Friday 9 December 2011



The lift was broken at the Royal Academy this afternoon ... which lent authentic ambience, as their exhibition of Soviet architecture is - gasp - right - gasp - at the very top. At least I wasn't hauling a shopping bag full of cabbages. There was something very poignant about Richard Pares' stunning photographs of factories and workers' housing, built with such high ideals and so many of these strikingly elegant buildings are now crumbling and derelict. But I couldn't help laughing at the top picture of a workers' club in Moscow - because, if you look carefully, you can see that the human urge for flouncy knicker-blinds can never be suppressed. When I got home I discovered a couple of interesting interviews with Richard Pares here and here. And was sorry that I hadn't read them before I went. But I'd only gone in to oil the wheels of capitalism by buying some Christmas cards.

Wednesday 7 December 2011

If Celia Johnson's bored housewife had run off with Trevor Howard, this is the fate that would have befallen her. (Telegraph)

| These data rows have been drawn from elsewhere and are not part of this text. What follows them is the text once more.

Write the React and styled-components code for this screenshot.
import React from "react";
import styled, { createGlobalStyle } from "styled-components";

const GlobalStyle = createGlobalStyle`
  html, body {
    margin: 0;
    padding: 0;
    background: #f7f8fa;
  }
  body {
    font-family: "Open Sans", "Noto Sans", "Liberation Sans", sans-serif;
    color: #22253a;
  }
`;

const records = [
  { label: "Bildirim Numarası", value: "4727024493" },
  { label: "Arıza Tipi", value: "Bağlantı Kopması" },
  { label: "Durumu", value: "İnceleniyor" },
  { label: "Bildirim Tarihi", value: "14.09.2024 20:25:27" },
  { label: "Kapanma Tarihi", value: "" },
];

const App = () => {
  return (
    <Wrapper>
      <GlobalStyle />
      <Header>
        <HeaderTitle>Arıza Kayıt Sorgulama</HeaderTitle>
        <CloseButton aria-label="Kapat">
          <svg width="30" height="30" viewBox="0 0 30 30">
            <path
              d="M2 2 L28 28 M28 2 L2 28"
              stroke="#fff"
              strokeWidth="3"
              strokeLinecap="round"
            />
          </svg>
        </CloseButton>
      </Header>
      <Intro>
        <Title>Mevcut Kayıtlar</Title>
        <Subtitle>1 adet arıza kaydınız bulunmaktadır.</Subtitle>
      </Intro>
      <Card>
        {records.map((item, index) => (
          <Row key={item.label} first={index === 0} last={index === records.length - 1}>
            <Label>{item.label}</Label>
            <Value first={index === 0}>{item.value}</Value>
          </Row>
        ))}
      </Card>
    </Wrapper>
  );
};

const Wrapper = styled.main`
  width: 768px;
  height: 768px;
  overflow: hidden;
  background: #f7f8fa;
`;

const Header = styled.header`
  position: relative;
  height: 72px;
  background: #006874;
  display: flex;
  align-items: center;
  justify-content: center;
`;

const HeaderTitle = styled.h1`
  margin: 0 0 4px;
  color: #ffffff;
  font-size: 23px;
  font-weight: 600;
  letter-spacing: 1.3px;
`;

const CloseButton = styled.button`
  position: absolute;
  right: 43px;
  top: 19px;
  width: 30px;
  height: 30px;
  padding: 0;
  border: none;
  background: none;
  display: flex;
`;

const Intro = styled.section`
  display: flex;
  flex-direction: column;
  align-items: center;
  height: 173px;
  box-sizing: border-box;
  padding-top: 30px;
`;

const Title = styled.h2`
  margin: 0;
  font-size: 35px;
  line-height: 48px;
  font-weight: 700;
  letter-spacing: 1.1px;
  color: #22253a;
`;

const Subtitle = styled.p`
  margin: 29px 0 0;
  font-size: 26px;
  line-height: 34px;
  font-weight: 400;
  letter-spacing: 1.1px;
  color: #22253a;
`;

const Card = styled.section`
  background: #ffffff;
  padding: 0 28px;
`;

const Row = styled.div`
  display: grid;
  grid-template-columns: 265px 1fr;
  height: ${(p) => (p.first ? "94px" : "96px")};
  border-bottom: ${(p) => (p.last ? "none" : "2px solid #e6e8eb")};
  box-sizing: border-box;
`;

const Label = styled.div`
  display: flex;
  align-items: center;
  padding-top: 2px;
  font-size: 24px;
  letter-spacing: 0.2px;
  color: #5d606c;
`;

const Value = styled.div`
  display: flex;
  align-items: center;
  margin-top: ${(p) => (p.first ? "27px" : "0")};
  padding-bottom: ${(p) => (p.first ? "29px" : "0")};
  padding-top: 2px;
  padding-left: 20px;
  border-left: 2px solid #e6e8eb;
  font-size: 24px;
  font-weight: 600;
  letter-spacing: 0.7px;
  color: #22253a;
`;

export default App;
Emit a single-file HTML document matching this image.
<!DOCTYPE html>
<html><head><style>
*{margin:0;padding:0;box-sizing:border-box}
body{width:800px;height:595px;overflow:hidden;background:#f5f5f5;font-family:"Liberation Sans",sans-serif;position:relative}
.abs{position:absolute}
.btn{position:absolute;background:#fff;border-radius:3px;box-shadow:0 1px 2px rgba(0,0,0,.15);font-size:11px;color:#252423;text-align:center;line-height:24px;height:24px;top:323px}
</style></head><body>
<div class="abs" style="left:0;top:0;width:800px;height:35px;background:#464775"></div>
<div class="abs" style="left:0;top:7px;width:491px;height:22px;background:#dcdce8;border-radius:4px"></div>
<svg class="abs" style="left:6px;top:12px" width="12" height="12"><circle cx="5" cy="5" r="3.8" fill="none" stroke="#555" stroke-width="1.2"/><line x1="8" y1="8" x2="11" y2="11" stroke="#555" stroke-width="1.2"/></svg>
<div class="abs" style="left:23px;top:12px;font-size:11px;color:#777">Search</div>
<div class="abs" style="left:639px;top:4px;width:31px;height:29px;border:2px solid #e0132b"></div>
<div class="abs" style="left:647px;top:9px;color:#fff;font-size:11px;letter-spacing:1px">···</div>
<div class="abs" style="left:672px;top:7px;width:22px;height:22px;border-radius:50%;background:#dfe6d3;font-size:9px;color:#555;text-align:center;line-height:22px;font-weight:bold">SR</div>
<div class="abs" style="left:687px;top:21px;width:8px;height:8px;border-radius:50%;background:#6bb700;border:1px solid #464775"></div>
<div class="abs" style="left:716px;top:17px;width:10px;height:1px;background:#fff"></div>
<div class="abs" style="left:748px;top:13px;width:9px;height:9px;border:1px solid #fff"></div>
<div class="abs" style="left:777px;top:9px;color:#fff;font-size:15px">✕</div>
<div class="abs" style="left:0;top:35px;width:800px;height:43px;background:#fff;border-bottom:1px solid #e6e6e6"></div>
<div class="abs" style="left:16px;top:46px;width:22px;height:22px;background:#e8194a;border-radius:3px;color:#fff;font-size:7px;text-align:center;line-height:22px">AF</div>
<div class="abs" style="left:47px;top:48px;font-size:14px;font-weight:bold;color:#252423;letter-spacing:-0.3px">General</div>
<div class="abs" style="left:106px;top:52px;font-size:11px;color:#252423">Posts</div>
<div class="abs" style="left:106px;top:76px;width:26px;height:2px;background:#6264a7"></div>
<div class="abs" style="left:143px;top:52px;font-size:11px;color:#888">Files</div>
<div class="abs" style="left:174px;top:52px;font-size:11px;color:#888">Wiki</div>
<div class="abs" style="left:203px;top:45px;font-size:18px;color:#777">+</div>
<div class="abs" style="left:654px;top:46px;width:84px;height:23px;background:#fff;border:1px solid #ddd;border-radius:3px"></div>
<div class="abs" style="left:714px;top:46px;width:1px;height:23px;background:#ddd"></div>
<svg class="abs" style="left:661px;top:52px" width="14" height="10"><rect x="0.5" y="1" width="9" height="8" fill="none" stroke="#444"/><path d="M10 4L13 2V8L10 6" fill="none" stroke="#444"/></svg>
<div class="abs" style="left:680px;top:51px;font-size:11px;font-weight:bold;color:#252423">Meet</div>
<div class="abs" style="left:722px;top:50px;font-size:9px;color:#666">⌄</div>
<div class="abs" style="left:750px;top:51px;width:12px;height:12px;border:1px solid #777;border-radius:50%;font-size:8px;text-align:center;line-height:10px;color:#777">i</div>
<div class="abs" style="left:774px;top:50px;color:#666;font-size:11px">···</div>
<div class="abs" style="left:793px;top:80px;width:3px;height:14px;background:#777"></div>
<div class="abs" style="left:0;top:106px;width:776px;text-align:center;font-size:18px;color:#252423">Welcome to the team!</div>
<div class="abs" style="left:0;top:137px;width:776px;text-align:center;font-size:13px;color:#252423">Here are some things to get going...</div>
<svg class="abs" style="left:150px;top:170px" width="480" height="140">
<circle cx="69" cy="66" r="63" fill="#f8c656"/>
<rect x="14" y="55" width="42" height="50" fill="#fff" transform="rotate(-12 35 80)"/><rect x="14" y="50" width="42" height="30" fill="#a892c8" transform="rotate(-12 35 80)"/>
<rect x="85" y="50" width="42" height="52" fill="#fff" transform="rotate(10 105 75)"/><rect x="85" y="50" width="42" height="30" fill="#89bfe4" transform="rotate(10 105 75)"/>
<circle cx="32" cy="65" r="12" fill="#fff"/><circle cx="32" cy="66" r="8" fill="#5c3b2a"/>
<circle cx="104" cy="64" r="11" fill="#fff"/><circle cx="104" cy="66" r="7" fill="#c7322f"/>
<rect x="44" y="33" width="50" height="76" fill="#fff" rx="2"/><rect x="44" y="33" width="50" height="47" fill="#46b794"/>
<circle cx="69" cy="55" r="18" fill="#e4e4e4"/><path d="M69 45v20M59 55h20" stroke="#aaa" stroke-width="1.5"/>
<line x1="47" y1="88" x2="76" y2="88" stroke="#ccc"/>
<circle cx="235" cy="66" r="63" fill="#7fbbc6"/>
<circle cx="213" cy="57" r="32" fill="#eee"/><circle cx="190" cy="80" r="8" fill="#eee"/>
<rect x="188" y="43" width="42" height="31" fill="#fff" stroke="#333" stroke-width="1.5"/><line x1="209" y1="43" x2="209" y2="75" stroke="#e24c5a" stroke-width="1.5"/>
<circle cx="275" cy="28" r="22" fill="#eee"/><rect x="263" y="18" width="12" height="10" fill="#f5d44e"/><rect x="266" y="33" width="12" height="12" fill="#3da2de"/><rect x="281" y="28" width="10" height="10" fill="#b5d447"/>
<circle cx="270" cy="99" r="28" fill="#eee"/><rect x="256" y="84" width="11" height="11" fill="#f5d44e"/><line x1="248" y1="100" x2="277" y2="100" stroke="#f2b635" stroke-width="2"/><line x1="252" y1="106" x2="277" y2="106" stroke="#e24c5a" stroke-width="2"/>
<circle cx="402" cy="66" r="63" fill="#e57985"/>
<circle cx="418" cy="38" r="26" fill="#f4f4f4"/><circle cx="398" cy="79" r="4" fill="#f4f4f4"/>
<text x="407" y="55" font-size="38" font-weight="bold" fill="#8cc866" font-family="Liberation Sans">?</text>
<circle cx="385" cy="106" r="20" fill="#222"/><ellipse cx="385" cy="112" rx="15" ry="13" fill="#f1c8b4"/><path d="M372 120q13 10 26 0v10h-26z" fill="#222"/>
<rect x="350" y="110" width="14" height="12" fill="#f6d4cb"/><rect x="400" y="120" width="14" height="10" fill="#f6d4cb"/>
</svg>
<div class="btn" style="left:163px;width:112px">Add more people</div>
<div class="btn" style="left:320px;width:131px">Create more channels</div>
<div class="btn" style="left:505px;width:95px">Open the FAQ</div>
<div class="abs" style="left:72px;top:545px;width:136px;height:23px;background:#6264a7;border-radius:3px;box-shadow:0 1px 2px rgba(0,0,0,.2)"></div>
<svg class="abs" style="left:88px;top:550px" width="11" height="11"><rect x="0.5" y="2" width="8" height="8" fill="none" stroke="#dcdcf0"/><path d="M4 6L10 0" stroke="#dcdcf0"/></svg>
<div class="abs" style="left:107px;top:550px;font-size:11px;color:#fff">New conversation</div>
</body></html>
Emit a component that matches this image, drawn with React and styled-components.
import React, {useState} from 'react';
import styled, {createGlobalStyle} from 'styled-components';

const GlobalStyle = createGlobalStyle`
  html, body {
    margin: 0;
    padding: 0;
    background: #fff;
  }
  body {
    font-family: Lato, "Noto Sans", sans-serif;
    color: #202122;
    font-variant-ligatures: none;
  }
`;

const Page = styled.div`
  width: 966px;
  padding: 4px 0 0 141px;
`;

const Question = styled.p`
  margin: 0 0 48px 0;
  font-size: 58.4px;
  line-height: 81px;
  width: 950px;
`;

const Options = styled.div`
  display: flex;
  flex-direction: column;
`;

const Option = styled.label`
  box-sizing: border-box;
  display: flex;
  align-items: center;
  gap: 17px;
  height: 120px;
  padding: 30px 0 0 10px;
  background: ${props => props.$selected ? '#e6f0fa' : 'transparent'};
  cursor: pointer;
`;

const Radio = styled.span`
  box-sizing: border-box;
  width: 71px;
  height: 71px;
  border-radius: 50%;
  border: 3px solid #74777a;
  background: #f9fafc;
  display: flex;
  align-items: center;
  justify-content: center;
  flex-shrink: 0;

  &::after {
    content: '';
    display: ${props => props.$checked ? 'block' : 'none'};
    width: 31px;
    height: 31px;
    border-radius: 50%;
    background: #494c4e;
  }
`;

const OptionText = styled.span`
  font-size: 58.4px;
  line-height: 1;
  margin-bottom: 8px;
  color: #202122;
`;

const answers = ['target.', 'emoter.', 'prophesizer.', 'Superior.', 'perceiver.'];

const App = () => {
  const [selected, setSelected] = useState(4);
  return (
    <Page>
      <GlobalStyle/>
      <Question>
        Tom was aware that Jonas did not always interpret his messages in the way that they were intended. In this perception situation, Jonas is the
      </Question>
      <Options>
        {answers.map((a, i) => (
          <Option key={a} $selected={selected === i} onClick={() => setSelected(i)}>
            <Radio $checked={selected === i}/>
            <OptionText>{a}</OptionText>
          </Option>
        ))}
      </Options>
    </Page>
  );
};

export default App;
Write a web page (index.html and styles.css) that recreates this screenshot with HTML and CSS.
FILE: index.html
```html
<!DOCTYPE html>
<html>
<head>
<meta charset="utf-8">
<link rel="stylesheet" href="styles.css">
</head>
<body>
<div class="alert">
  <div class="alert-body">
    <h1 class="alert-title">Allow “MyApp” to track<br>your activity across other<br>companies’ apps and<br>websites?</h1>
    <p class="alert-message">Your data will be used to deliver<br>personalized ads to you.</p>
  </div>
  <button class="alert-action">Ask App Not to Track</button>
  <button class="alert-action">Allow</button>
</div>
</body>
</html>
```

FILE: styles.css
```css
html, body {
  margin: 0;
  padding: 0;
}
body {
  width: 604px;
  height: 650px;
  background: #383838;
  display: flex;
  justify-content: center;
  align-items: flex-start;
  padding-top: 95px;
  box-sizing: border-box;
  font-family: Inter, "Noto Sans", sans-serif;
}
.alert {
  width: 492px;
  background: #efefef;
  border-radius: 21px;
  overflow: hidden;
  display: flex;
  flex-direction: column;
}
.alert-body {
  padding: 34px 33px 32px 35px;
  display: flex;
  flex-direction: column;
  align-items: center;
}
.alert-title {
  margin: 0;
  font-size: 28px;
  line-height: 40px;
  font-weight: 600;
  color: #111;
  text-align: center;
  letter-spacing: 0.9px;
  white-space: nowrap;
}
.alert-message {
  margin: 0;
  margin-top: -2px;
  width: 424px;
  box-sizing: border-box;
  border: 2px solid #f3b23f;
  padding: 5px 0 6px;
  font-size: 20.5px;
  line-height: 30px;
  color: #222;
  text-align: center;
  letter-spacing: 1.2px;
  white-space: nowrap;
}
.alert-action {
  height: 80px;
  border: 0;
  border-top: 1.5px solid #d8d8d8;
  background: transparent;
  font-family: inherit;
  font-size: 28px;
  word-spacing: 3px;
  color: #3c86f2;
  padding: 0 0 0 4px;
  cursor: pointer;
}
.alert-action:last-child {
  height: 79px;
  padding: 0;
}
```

This was an England scarred by war, a world of blistering paint and shillings for the gas, and redundant heroes.
You could almost smell the brown-ness of 1950, the whiff of tweeds that are hardly ever dry-cleaned.
I emerged from the cinema feeling wrung out by the heart-wrenching music, which is exactly right, and by Rachel Weisz's emotionally-shattering performance.
My only criticism is that she is too beautiful (and doesn't look old enough) to be Hester, the married woman who stakes everything on her all-consuming love for a younger man.
(I'm sure I saw The Deep Blue Sea years ago in the theatre, with Penelope Wilton more convincingly careworn and battered.)
The film ends, literally, on a flicker of hope. That could easily be blown out. It's had mixed reviews, but I loved every heart-breaking, miserable moment.